We conclude that an opinion on another issue would be premature because the record with respect to South Carolina law has not been sufficiently developed. Phillips claims that he cannot be discharged because he was a career employee under South Carolina law, not a political appointee. Nielsen contends that federal, not state, law controls for First Amendment purposes. Both parties have cited numerous cases, none of which is precisely on point. The futility of assessing these arguments is that Phillips was transferred from one position to another without a reduction in pay. The parties have presented no information on the question whether this transfer, allegedly a part of a departmental reorganization, is prohibited by South Carolina civil service law.

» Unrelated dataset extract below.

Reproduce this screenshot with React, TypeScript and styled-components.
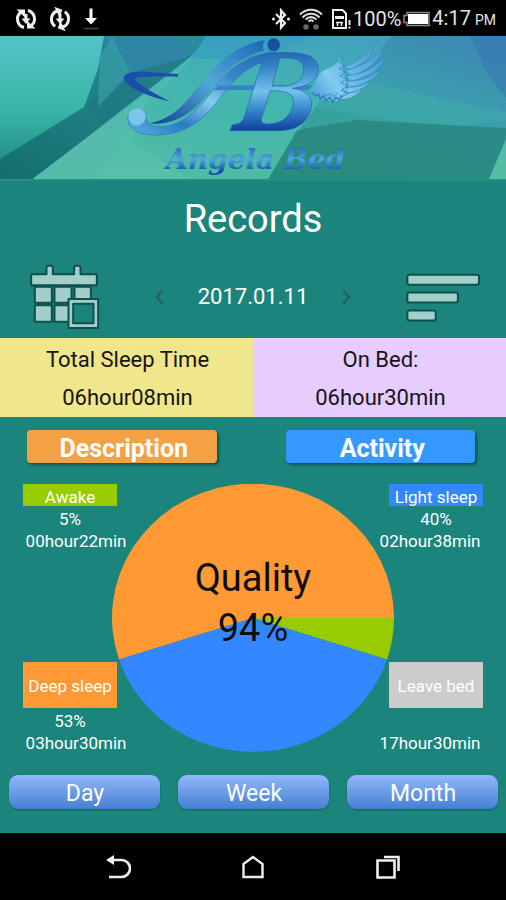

We have accepted for all other aspects of this summary judgment proceeding the parties' stipulation that Phillips was constructively discharged. This stipulation by its terms will not be effective at the trial for which we have remanded the case. We decline to accept this stipulation with respect to Phillips's civil service status after he was transferred, which involves a question of law. See Estate of Sandford v. Commissioner, 308 U.S. 39, 51 (1939). We believe the prudent course is to await further development of this issue on remand.


We dismiss without prejudice Phillips's assignment of error concerning the district court's exclusion in the summary judgment proceedings of Richard Gergel's letter.